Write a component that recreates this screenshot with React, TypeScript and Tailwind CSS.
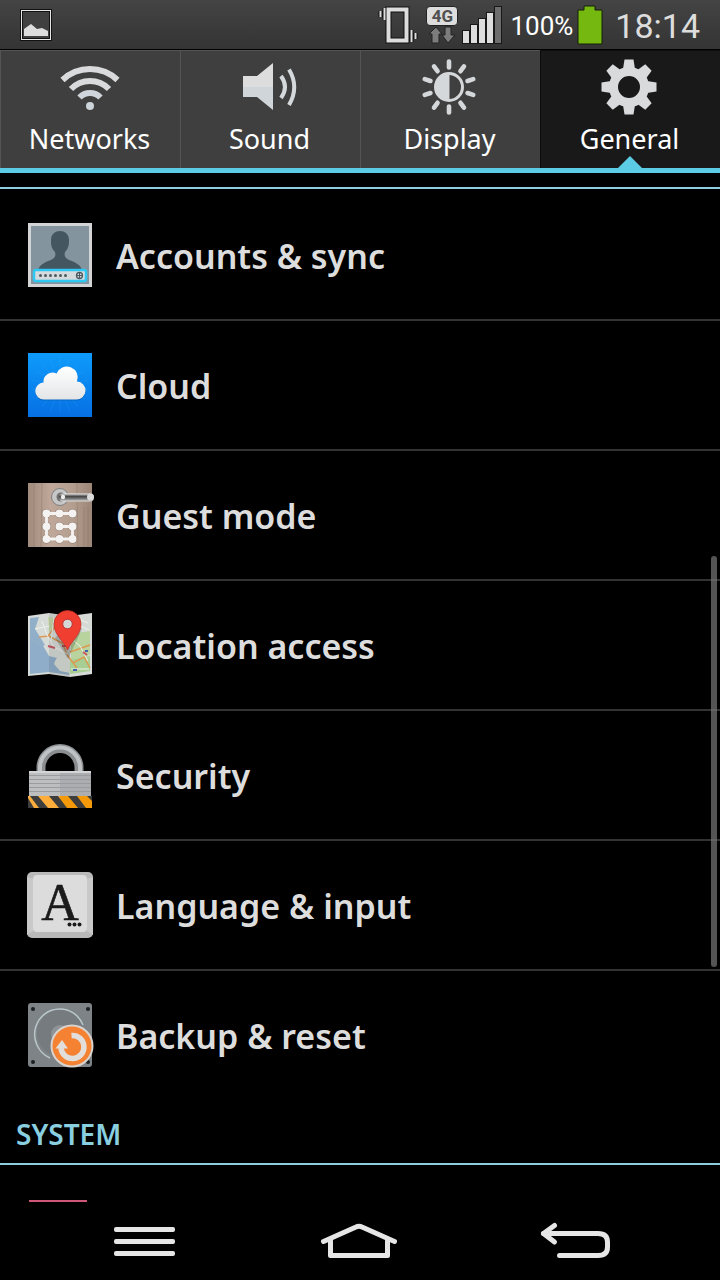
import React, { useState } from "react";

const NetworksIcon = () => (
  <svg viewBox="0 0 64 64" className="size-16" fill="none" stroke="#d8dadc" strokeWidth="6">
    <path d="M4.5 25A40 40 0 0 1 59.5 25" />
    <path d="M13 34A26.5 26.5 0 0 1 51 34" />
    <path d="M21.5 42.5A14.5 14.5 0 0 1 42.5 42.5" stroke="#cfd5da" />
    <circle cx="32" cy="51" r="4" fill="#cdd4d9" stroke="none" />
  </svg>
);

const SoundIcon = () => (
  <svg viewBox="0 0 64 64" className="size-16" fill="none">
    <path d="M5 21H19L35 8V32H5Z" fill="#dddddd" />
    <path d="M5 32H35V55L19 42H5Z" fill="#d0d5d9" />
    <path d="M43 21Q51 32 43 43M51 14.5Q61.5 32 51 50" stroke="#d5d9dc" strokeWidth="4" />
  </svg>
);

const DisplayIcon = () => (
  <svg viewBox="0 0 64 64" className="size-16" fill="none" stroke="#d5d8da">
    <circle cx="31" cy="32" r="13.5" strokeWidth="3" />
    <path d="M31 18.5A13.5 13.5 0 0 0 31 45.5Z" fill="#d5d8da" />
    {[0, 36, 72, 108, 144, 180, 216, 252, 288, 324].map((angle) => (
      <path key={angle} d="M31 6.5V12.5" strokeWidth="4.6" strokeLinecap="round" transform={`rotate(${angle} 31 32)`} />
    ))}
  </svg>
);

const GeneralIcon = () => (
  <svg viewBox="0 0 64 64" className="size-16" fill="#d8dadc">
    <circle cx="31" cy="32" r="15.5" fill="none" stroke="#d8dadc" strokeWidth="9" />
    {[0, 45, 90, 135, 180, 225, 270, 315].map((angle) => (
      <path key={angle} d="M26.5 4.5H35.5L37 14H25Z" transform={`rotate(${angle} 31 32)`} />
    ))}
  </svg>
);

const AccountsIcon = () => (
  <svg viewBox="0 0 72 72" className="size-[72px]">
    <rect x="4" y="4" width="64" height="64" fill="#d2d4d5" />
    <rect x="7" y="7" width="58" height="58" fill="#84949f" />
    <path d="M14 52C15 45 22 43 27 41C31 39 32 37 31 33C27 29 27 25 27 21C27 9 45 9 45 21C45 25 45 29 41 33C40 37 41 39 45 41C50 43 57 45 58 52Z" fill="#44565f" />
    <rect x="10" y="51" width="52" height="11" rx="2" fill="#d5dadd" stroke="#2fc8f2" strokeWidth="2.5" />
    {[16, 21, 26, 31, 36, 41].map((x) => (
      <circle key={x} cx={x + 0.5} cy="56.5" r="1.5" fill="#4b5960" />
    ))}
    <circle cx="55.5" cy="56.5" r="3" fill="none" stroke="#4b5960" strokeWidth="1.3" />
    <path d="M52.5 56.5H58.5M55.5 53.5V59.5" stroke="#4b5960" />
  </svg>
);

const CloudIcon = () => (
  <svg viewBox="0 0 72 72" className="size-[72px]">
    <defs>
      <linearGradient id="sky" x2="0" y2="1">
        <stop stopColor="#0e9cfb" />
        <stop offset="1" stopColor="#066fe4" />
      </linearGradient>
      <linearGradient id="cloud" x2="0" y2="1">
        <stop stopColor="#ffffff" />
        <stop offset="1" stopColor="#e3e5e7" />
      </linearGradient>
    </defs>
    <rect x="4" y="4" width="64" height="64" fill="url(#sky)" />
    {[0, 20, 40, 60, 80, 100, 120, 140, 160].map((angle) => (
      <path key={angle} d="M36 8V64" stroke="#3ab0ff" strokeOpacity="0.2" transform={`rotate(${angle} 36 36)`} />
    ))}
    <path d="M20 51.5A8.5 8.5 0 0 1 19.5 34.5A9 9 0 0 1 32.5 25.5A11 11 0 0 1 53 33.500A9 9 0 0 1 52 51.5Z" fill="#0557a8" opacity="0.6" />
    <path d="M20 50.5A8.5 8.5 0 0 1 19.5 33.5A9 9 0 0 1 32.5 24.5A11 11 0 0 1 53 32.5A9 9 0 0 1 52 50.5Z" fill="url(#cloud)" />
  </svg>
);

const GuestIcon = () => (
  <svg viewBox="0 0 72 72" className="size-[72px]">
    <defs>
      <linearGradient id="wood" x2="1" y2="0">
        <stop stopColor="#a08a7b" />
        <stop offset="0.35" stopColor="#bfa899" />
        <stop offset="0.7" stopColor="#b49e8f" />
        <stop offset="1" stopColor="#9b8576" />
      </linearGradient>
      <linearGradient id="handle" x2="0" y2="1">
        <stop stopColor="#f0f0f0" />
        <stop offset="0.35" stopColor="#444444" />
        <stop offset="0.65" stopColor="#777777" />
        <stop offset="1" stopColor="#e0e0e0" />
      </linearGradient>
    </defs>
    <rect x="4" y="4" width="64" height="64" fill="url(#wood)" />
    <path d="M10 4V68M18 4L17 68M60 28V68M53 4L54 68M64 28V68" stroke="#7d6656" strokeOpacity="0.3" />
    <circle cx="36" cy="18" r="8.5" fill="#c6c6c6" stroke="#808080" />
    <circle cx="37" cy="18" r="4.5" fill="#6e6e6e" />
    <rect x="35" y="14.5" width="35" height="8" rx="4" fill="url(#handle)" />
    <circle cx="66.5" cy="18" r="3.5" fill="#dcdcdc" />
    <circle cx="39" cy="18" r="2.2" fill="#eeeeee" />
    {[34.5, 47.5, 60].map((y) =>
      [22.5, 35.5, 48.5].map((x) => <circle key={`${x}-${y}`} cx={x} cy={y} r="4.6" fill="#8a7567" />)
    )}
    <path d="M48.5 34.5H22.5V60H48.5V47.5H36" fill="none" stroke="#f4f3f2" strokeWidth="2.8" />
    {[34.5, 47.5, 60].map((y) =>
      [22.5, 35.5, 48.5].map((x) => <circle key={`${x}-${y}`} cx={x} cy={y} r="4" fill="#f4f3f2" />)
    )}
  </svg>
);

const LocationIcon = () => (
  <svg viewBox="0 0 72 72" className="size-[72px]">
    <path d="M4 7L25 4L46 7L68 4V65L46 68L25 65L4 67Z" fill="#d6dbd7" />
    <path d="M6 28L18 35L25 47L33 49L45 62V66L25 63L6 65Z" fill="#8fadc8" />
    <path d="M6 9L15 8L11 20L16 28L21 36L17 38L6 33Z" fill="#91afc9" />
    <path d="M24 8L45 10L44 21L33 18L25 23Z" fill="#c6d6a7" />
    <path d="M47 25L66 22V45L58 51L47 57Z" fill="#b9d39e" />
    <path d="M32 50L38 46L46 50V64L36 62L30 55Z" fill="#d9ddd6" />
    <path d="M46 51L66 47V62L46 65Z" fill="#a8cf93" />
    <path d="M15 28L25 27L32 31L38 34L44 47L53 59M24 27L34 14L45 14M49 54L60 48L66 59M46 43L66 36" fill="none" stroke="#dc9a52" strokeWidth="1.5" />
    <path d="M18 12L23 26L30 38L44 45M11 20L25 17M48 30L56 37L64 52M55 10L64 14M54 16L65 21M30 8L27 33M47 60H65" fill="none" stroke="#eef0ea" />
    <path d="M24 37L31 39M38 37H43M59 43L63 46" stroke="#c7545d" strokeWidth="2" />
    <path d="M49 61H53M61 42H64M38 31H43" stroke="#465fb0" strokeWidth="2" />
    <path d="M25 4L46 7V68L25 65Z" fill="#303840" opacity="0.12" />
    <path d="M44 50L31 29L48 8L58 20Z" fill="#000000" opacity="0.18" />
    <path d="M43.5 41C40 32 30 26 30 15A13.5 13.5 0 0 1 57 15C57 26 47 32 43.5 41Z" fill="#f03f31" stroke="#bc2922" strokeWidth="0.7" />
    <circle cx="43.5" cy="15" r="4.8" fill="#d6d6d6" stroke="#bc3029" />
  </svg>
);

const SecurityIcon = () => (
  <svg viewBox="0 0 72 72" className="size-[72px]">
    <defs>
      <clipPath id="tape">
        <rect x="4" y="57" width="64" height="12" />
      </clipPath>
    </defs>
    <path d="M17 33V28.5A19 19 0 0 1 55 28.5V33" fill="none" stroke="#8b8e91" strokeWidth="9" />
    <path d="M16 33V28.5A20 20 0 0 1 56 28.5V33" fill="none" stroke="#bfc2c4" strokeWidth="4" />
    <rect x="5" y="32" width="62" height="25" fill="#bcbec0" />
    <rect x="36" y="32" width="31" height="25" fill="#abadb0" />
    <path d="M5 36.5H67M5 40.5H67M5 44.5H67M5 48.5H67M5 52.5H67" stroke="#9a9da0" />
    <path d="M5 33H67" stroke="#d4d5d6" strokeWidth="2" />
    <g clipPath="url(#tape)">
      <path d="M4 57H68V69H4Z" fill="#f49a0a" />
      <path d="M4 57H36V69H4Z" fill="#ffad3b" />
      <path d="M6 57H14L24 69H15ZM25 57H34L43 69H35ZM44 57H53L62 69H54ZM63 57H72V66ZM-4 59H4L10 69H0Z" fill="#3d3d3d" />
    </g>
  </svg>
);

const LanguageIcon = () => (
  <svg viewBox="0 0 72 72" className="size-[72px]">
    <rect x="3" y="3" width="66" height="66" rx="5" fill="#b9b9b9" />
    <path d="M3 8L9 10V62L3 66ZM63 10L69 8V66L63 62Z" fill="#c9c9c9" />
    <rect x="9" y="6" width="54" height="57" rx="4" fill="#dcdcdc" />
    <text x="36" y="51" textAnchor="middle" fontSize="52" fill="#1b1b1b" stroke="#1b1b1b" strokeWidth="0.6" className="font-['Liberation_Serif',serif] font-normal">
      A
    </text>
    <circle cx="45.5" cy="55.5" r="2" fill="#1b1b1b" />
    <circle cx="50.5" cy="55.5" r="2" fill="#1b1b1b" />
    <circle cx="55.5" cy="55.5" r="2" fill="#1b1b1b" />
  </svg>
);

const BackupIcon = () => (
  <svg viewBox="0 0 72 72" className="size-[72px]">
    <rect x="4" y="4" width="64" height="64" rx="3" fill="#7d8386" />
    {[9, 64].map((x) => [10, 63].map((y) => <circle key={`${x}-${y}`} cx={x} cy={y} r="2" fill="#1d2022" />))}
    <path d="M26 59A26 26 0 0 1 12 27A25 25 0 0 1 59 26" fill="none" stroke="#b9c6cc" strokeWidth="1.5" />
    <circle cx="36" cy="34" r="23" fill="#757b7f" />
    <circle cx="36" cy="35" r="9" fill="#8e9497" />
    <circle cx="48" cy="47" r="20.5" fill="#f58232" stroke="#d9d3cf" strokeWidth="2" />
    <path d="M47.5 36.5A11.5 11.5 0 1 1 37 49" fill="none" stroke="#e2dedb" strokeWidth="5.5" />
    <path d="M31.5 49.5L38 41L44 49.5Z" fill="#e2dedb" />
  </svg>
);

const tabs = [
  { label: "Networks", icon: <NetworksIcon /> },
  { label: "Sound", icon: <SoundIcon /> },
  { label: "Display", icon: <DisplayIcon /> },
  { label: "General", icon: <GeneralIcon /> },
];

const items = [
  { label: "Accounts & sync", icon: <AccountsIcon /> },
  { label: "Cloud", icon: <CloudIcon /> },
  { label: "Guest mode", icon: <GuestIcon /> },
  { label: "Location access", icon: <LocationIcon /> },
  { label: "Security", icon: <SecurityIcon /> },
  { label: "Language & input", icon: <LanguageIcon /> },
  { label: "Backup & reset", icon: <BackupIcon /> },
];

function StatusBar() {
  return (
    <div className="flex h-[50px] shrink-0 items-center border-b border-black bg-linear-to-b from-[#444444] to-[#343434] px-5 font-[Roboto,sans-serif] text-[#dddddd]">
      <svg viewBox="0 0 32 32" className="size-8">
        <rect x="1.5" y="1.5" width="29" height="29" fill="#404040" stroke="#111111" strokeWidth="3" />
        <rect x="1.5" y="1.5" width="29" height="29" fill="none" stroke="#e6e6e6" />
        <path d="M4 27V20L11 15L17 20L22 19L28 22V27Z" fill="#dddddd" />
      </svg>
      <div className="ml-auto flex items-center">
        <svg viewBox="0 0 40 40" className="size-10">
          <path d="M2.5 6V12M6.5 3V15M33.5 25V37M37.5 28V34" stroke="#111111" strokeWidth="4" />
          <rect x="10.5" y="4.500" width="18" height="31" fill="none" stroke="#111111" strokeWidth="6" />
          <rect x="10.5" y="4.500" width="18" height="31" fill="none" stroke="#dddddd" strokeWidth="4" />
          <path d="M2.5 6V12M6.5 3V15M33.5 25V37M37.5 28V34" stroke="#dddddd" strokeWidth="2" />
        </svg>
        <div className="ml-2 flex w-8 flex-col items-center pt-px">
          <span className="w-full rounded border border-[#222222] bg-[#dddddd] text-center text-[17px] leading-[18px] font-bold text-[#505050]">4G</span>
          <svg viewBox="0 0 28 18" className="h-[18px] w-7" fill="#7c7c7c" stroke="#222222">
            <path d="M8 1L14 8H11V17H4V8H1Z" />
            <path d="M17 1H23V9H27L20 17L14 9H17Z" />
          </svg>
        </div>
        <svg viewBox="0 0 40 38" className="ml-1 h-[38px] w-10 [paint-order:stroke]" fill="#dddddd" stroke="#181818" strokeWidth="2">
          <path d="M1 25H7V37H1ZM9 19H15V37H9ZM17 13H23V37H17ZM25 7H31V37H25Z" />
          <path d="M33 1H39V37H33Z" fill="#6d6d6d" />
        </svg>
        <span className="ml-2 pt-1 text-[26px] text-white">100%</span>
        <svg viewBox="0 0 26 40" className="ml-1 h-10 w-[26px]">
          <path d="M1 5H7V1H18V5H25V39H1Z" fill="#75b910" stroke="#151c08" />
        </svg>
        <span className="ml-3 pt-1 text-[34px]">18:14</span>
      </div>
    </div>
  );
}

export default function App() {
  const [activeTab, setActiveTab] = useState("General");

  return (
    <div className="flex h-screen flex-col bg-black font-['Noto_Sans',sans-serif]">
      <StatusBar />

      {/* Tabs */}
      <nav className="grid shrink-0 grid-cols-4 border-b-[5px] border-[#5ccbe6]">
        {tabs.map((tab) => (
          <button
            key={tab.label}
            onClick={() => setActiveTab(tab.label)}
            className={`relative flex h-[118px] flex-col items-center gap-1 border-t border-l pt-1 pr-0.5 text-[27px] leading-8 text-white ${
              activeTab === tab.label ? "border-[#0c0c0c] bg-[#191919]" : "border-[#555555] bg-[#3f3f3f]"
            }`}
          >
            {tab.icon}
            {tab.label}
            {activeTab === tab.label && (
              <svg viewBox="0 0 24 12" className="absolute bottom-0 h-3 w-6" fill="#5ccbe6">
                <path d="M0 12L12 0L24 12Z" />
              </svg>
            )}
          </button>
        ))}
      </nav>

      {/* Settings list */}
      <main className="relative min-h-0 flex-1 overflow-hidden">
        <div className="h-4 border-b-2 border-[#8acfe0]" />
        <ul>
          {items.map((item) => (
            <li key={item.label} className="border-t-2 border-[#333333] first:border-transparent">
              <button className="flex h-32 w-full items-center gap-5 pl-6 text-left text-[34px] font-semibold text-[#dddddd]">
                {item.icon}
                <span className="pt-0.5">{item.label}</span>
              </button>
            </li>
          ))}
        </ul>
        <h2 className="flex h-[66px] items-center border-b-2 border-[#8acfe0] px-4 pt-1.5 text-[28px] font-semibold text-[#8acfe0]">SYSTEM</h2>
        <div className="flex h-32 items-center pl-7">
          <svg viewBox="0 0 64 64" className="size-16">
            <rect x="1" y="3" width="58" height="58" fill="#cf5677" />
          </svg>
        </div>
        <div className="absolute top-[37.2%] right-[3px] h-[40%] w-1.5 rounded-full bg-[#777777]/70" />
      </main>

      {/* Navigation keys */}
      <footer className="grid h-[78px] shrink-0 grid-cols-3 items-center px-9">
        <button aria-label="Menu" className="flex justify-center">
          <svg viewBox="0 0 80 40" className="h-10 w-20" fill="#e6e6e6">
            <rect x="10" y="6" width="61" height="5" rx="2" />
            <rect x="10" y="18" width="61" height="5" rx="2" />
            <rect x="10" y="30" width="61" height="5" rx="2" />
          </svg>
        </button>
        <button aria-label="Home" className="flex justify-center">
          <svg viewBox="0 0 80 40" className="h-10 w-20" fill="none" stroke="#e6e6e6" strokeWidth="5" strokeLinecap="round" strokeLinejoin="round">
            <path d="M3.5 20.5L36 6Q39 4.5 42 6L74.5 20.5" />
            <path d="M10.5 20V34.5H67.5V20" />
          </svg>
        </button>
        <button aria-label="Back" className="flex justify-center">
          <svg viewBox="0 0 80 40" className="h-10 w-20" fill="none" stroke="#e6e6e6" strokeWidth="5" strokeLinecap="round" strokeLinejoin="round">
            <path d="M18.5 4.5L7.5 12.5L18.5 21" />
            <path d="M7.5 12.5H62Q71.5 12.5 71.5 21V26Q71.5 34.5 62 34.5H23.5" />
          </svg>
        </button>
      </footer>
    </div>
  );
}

++++++++++++++++++++

- **OBJECTIVE**
Give the number of lines in the listing above that contain "React", and nothing else.

- **SOLUTION FOR THIS EXERCISE**
2